WORK TO COMPLETE:
Extract all lines containing "React".
---------- GIVEN INFORMATION
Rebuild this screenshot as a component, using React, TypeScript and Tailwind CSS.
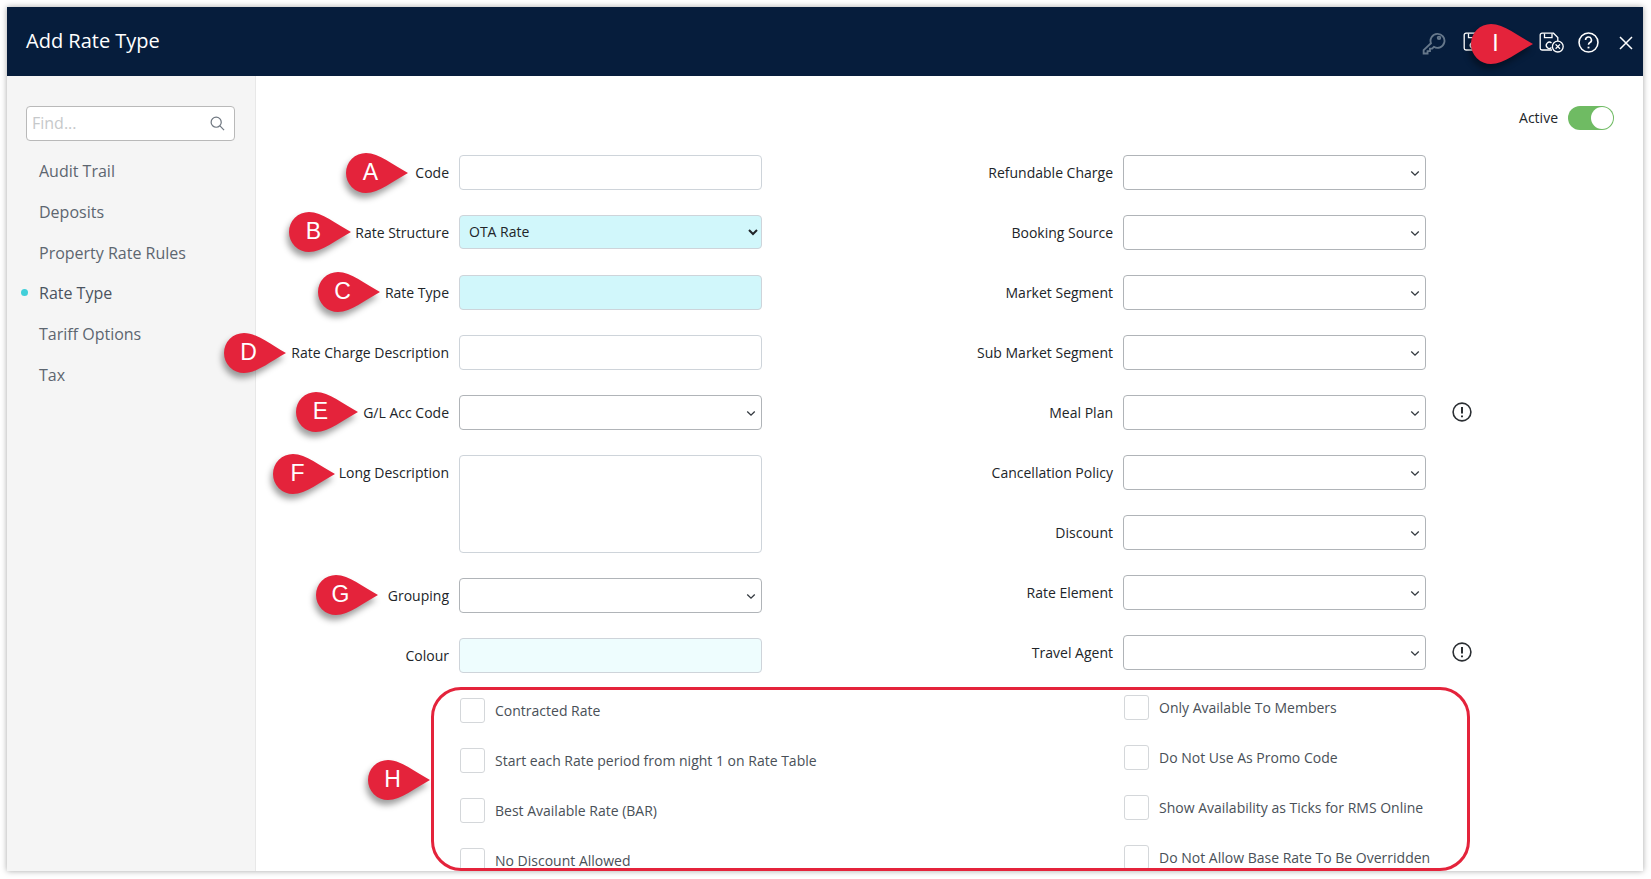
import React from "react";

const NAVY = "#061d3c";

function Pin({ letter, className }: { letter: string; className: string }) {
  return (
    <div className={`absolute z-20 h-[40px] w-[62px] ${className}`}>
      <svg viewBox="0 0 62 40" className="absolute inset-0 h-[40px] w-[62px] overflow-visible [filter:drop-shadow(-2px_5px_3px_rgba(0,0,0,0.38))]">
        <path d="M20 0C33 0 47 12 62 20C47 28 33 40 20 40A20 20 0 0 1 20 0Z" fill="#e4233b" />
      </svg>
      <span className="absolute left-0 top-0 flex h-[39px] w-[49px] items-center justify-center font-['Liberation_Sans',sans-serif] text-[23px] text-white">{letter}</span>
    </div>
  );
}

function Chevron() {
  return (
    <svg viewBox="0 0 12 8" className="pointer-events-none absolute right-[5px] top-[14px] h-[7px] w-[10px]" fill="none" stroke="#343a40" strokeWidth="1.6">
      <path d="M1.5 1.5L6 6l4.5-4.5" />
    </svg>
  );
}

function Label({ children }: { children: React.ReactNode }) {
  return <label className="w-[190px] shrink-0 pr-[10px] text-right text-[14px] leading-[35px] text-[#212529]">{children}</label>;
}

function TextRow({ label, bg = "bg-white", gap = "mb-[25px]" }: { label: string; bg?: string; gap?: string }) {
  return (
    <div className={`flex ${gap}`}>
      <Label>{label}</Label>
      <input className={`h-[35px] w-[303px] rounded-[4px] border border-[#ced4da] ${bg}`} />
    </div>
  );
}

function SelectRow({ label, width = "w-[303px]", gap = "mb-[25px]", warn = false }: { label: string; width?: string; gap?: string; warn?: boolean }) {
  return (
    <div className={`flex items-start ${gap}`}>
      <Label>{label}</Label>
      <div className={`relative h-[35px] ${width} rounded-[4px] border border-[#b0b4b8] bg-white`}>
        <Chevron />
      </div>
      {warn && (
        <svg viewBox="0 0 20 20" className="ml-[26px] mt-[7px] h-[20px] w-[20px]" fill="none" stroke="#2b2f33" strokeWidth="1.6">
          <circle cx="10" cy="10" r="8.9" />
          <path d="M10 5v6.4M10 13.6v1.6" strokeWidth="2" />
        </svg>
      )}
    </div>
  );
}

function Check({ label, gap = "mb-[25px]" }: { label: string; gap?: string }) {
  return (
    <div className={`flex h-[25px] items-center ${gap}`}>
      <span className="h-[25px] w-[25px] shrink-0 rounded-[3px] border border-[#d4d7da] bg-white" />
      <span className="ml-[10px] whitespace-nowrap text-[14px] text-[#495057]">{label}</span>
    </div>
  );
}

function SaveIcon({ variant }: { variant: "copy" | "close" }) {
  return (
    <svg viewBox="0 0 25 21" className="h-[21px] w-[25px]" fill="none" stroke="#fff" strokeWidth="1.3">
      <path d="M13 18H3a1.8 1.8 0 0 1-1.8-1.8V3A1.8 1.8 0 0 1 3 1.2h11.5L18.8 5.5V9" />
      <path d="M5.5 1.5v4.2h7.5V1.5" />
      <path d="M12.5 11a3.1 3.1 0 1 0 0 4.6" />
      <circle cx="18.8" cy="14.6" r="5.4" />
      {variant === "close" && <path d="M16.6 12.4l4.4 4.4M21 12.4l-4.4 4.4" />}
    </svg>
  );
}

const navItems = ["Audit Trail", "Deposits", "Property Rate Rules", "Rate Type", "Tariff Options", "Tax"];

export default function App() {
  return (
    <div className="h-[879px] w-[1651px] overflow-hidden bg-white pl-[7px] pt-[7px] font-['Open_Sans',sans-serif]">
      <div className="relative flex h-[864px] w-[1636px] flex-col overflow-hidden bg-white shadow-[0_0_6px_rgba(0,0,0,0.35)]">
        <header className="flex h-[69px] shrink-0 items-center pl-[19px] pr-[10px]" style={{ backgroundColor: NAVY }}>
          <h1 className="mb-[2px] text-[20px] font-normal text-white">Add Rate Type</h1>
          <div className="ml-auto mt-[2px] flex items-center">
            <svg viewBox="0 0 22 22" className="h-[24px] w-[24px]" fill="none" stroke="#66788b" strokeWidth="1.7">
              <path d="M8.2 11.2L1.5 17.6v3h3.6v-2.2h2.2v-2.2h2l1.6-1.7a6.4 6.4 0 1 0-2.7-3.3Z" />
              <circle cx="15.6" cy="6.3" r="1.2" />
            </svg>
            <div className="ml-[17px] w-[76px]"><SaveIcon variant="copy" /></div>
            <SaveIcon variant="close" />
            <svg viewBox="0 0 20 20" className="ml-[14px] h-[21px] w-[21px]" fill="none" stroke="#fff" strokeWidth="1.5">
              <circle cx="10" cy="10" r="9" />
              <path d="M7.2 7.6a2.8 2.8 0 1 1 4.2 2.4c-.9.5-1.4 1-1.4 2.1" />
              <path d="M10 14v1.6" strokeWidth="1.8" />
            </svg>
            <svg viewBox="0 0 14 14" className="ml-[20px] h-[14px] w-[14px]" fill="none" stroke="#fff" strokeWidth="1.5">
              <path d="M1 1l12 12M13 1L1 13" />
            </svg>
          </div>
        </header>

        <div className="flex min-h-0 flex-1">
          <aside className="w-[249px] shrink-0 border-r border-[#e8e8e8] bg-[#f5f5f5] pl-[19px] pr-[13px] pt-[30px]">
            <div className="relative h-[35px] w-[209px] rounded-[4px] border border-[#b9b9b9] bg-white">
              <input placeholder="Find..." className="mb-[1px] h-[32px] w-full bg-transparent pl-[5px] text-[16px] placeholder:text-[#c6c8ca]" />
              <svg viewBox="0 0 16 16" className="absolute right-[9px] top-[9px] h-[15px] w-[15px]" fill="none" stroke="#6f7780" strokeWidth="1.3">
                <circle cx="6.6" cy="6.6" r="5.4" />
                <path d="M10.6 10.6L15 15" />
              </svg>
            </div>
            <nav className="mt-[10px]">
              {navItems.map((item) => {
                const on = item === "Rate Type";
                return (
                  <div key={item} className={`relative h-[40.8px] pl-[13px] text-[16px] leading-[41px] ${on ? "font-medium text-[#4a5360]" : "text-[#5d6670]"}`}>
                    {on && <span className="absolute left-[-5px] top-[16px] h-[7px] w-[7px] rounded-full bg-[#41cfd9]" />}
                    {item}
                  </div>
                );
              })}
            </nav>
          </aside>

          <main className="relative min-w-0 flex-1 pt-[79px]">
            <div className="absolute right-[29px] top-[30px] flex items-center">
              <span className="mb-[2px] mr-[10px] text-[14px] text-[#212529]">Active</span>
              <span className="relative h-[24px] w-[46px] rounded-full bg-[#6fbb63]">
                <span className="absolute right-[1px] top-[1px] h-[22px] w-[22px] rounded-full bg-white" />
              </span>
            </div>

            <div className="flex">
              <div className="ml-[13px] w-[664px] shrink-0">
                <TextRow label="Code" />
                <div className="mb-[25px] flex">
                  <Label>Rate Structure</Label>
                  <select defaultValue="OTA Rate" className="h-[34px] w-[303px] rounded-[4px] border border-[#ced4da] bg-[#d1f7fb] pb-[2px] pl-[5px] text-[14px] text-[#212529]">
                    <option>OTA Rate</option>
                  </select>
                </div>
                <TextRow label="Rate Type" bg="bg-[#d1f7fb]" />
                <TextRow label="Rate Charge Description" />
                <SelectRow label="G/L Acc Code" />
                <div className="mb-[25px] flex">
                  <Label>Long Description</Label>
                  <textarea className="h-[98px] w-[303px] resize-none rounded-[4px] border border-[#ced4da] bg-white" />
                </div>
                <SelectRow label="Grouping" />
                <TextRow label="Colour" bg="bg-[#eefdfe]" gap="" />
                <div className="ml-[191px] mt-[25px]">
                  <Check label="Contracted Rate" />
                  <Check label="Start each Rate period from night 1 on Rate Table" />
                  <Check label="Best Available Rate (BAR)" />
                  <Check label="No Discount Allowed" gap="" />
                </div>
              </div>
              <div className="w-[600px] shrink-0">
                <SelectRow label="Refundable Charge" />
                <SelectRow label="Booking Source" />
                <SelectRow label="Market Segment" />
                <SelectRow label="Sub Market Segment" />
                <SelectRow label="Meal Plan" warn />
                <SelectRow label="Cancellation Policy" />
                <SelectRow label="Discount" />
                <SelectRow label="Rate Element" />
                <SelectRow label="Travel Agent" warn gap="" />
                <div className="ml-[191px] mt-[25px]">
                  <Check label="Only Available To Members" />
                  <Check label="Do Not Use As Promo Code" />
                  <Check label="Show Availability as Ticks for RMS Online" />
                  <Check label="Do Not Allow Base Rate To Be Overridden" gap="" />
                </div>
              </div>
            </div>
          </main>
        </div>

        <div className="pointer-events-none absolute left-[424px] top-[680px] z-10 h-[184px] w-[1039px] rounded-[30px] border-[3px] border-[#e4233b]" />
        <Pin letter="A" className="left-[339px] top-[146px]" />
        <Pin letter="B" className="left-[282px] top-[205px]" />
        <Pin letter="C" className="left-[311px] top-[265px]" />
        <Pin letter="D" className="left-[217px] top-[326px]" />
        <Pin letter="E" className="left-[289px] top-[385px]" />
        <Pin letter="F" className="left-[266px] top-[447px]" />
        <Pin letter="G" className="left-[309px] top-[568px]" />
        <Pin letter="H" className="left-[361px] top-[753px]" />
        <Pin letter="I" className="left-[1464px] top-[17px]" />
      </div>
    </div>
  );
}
--------------------
FINISHED ANSWER:
Rebuild this screenshot as a component, using React, TypeScript and Tailwind CSS.
import React from "react";
function Label({ children }: { children: React.ReactNode }) {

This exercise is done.